Technics introduced the SL-1200 turntable back in the early 1970s, with early experimentation spawning the scratching technique heard on such diverse music genres as hip hop and modern metal, and cementing the mode as the go-to deck for DJs around the globe.
According to engineer Tetsuya Itani, in response to market changes and a move to streamline product lines, Panasonic put the brand into sleep mode in the early 2000s. The hiatus was fairly short-lived though, and Technics re-emerged at IFA 2014 in Berlin as a premium audio gear maker.
A reworking of the SL-1200 didn't make an appearance until CES 2016 though, as a pricey Grand Class model. More versions followed, including a 50th anniversary edition, and now the next generation is ready for its DJ club tour.

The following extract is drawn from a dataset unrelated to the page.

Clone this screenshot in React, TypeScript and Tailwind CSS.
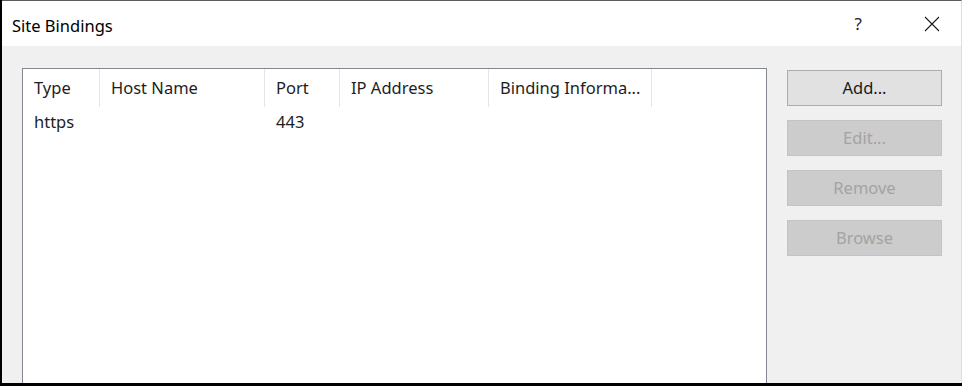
import React from 'react';

const columns = [
  { label: 'Type', width: 'w-[77px]' },
  { label: 'Host Name', width: 'w-[165px]' },
  { label: 'Port', width: 'w-[75px]' },
  { label: 'IP Address', width: 'w-[149px]' },
  { label: 'Binding Informa...', width: 'w-[163px]' },
];

const rows = [{ type: 'https', host: '', port: '443', ip: '', info: '' }];

const buttons = [
  { label: 'Add...', enabled: true },
  { label: 'Edit...', enabled: false },
  { label: 'Remove', enabled: false },
  { label: 'Browse', enabled: false },
];

const App = () => {
  return (
    <div className="w-[962px] h-[386px] bg-black pl-[2px] pb-[3px] overflow-hidden font-['Noto_Sans',sans-serif]">
      <div className="h-full flex flex-col border-t border-[#5c5c5c] border-r border-r-[#dedede] bg-[#f0f0f0]">
        {/* Title bar */}
        <div className="h-[45px] shrink-0 bg-white flex items-center pl-[10px] pr-[14px]">
          <span className="text-[16.5px] text-black mt-[6px]">Site Bindings</span>
          <span className="ml-auto text-[17px] text-[#222] mr-[62px]">?</span>
          <svg width="16" height="16" viewBox="0 0 16 16" className="mr-[7px]">
            <path d="M1 1 L15 15 M15 1 L1 15" stroke="#1a1a1a" strokeWidth="1.1" fill="none" />
          </svg>
        </div>

        {/* Body */}
        <div className="flex-1 flex pl-[20px] pt-[22px] min-h-0">
          {/* List */}
          <div className="w-[745px] bg-white border border-[#828790] border-b-0 self-stretch">
            <div className="flex h-[38px]">
              {columns.map((c) => (
                <div
                  key={c.label}
                  className={`${c.width} shrink-0 border-r border-[#e5e5e5] pl-[11px] flex items-center text-[16.5px] text-[#1e1e1e] whitespace-nowrap`}
                >
                  {c.label}
                </div>
              ))}
            </div>
            {rows.map((r) => (
              <div key={r.type} className="flex h-[30px] items-center text-[16.5px] text-[#1e1e1e]">
                <div className="w-[77px] pl-[11px]">{r.type}</div>
                <div className="w-[165px] pl-[11px]">{r.host}</div>
                <div className="w-[75px] pl-[11px]">{r.port}</div>
                <div className="w-[149px] pl-[11px]">{r.ip}</div>
                <div className="w-[163px] pl-[11px]">{r.info}</div>
              </div>
            ))}
          </div>

          {/* Buttons */}
          <div className="ml-[20px] pt-[2px] flex flex-col gap-[14px] w-[155px]">
            {buttons.map((b) => (
              <button
                key={b.label}
                className={
                  b.enabled
                    ? 'h-[36px] w-full bg-[#e1e1e1] border border-[#adadad] text-[16.5px] text-[#1a1a1a]'
                    : 'h-[36px] w-full bg-[#cccccc] border border-[#c4c4c4] text-[16.5px] text-[#a3a3a3]'
                }
              >
                {b.label}
              </button>
            ))}
          </div>
        </div>
      </div>
    </div>
  );
};

export default App;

The SL-1200GR2 builds on the brand's use of pulse-width modulation for motor control based on digital-to-analog conversion in an effort to eliminate cogging (tiny vibrations from the motor that impact on sound quality), but further reduces motor vibration by employing a Delta Sigma Modulation solution drawn from its digital amplifiers.

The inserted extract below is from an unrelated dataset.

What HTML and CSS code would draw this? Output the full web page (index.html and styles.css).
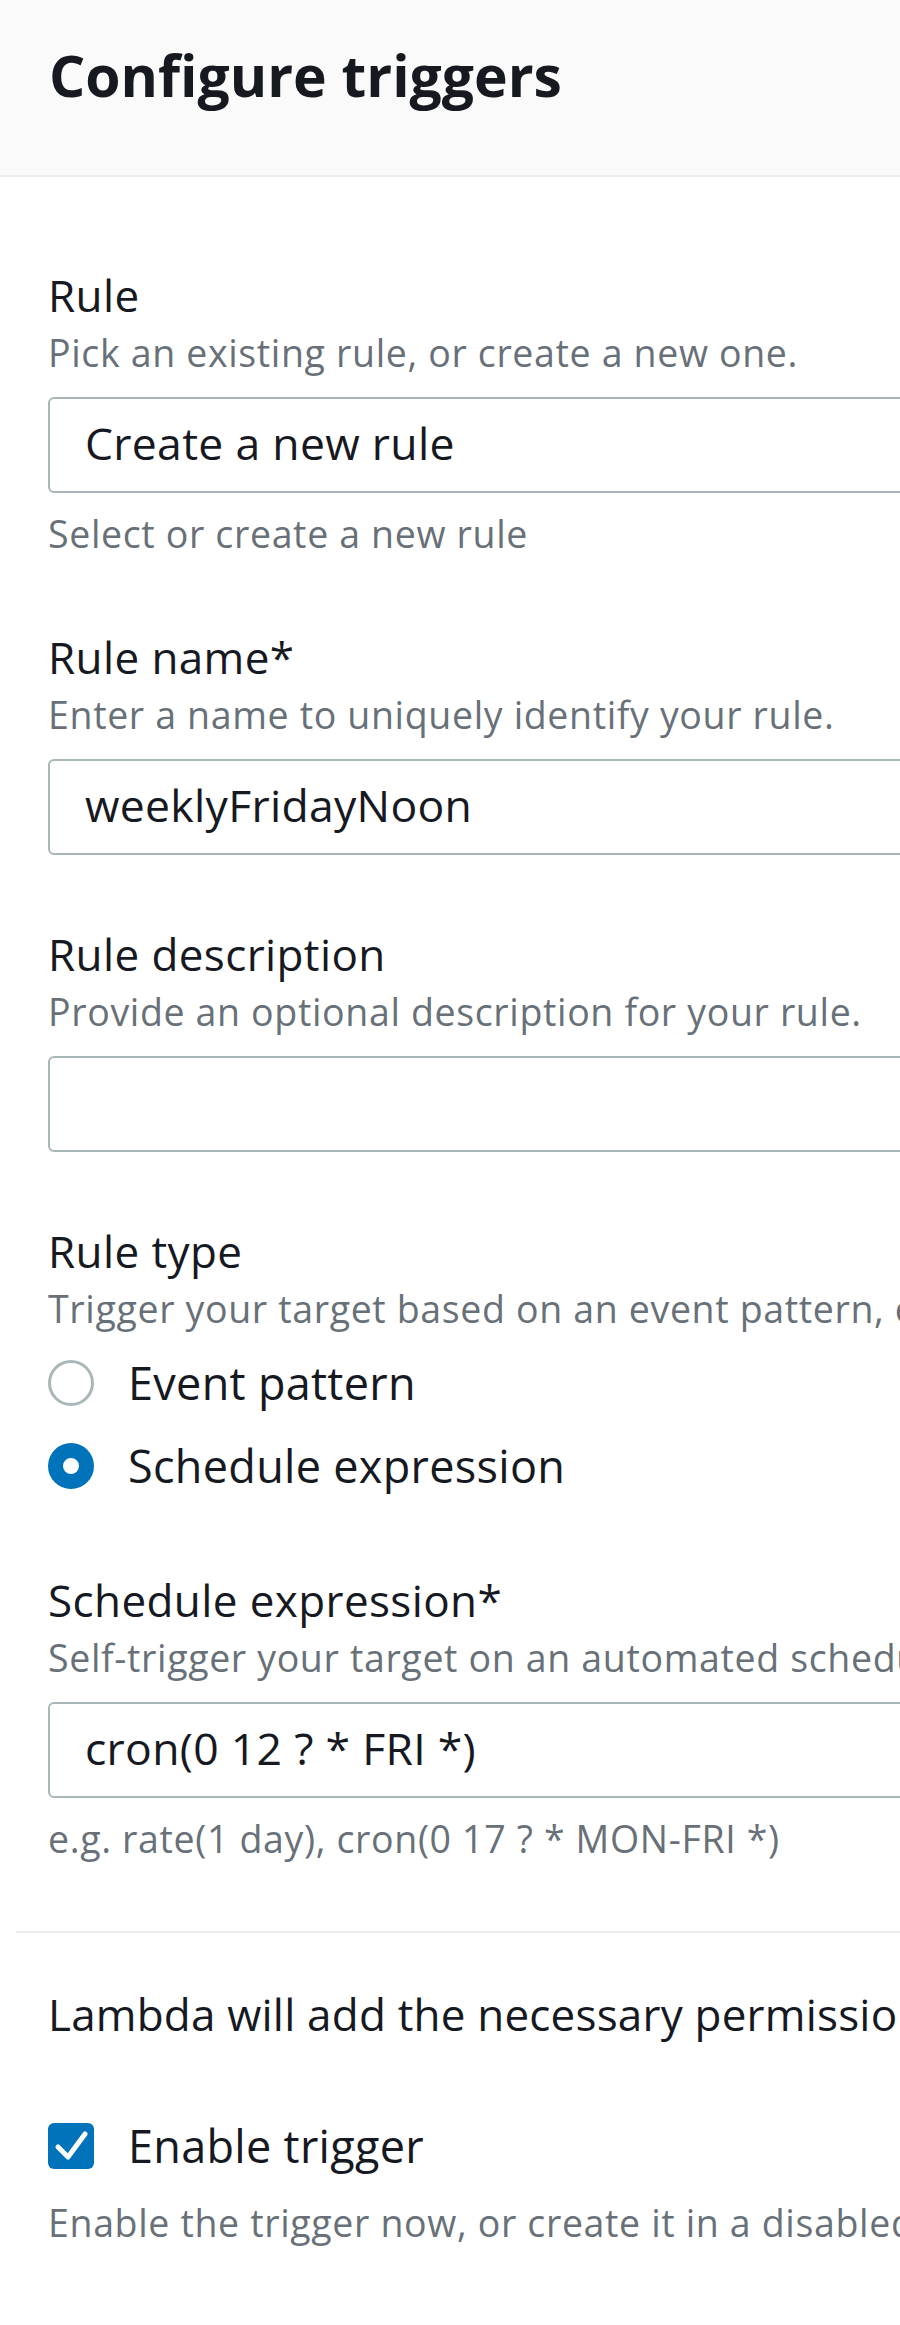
FILE: index.html
```html
<!DOCTYPE html>
<html lang="en">
<head>
  <meta charset="UTF-8" />
  <meta name="viewport" content="width=device-width, initial-scale=1.0" />
  <title>Configure triggers</title>
  <link rel="stylesheet" href="styles.css">
</head>
<body>
  <div class="panel">
    <header class="panel-header">
      <h2>Configure triggers</h2>
    </header>

    <div class="panel-body">
      <!-- Rule -->
      <div class="field">
        <label class="field-label" for="rule">Rule</label>
        <div class="field-desc">Pick an existing rule, or create a new one.</div>
        <input class="text-input" type="text" id="rule" value="Create a new rule" />
        <div class="field-hint">Select or create a new rule</div>
      </div>

      <!-- Rule name -->
      <div class="field">
        <label class="field-label" for="ruleName">Rule name*</label>
        <div class="field-desc">Enter a name to uniquely identify your rule.</div>
        <input class="text-input" type="text" id="ruleName" value="weeklyFridayNoon" />
      </div>

      <!-- Rule description -->
      <div class="field">
        <label class="field-label" for="ruleDesc">Rule description</label>
        <div class="field-desc">Provide an optional description for your rule.</div>
        <input class="text-input" type="text" id="ruleDesc" value="" />
      </div>

      <!-- Rule type -->
      <div class="field">
        <div class="field-label">Rule type</div>
        <div class="field-desc">Trigger your target based on an event pattern, or based on an automated schedule.</div>
        <div class="radio-group">
          <div class="radio-row">
            <span class="radio"></span>
            <span>Event pattern</span>
          </div>
          <div class="radio-row">
            <span class="radio checked"></span>
            <span>Schedule expression</span>
          </div>
        </div>
      </div>

      <!-- Schedule expression -->
      <div class="field">
        <label class="field-label" for="schedule">Schedule expression*</label>
        <div class="field-desc">Self-trigger your target on an automated schedule using Cron or rate expressions.</div>
        <input class="text-input" type="text" id="schedule" value="cron(0 12 ? * FRI *)" />
        <div class="field-hint">e.g. rate(1 day), cron(0 17 ? * MON-FRI *)</div>
      </div>

      <div class="divider"></div>

      <div class="footer-fields">
        <p class="note">Lambda will add the necessary permissions for Amazon CloudWatch Events to invoke your Lambda function from this trigger.</p>
        <div class="check-row">
          <span class="checkbox">
            <svg viewBox="0 0 46 46" width="46" height="46">
              <path d="M10 24 L20 34 L37 11" fill="none" stroke="#fff" stroke-width="5" stroke-linecap="round" stroke-linejoin="round"/>
            </svg>
          </span>
          <span>Enable trigger</span>
        </div>
        <div class="field-desc check-desc">Enable the trigger now, or create it in a disabled state for testing (recommended).</div>
      </div>
    </div>
  </div>
</body>
</html>
```

FILE: styles.css
```css
* {
  box-sizing: border-box;
}

body {
  font-family: "Open Sans", Arial, sans-serif;
  margin: 0;
  padding: 0;
  background: #fff;
  color: #16191f;
}

.panel {
  width: 100%;
  overflow: hidden;
}

.panel-header {
  background-color: #fafafa;
  border-bottom: 2px solid #eaeded;
  padding: 41px 0 66px 49px;
}

.panel-header h2 {
  margin: 0;
  font-size: 57px;
  line-height: 68px;
  font-weight: 700;
  white-space: nowrap;
}

.panel-body {
  padding: 90px 0 0 16px;
}

.field,
.footer-fields {
  padding-left: 32px;
  margin-bottom: 71px;
}

.field-label {
  display: block;
  font-size: 44px;
  line-height: 56px;
  letter-spacing: 0.4px;
  white-space: nowrap;
}

.field-desc,
.field-hint {
  font-size: 37.5px;
  line-height: 48px;
  letter-spacing: 0.65px;
  color: #687078;
  white-space: nowrap;
}

.field-desc {
  margin-top: 6px;
}

.field-hint {
  margin-top: 17px;
}

.text-input {
  display: block;
  width: 1100px;
  height: 96px;
  margin-top: 20px;
  padding: 0 35px 5px;
  border: 2px solid #aab7b8;
  border-radius: 6px;
  font-family: inherit;
  font-size: 44.5px;
  letter-spacing: 0.3px;
  color: #16191f;
  background: #fff;
  outline: none;
}

.radio-group {
  margin-top: 20px;
  padding-bottom: 5px;
  display: flex;
  flex-direction: column;
  gap: 23px;
}

.radio-row,
.check-row {
  display: flex;
  align-items: center;
  font-size: 45px;
  line-height: 60px;
  letter-spacing: 0.3px;
  white-space: nowrap;
}

.radio {
  width: 46px;
  height: 46px;
  margin-right: 34px;
  border: 3px solid #aab7b8;
  border-radius: 50%;
  background: #fff;
  flex-shrink: 0;
}

.radio.checked {
  border: 15px solid #0073bb;
}

.divider {
  border-top: 2px solid #eaeded;
  margin-top: -3px;
  margin-bottom: 51px;
  width: 1000px;
}

.field:nth-last-of-type(1) {
  margin-bottom: 68px;
}

.note {
  margin: 0;
  font-size: 44px;
  line-height: 60px;
  letter-spacing: 0.2px;
  white-space: nowrap;
}

.check-row {
  margin-top: 72px;
}

.checkbox {
  width: 46px;
  height: 46px;
  margin-right: 34px;
  border-radius: 6px;
  background: #0073bb;
  flex-shrink: 0;
}

.checkbox svg {
  display: block;
}

.check-desc {
  margin-top: 23px;
}
```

The company says that this high-precision (1-bit D/A) conversion method allows for the generation of a perfect sine wave control signal to radically reduce motor vibrations for improved rotational accuracy and "drastically improved" tracking precision. "The result is a stunning signal precision with an accurate sound stage, superb imaging, and a very low noise floor," said Technics in a press statement.
Engineers also incorporated a new multi-stage silent power supply to help achieve that low noise floor, which operates at over 100 kHz and makes use of the noise-canceling circuit from the SL-1000R turntable to nip any remaining noise in the bud.
Elsewhere, the new turntable is much the same as its predecessor – rocking a two-layered bottom chassis with insulator feet, an aluminum/rubber platter, and the signature aluminum S-shaped tonearm. A few cosmetic changes here and there have been introduced for a more unified look.
The SL-1200GR2 will be available in silver from December for a suggested retail price of US$2,199.99, together with a black model named the SL-1210GR2.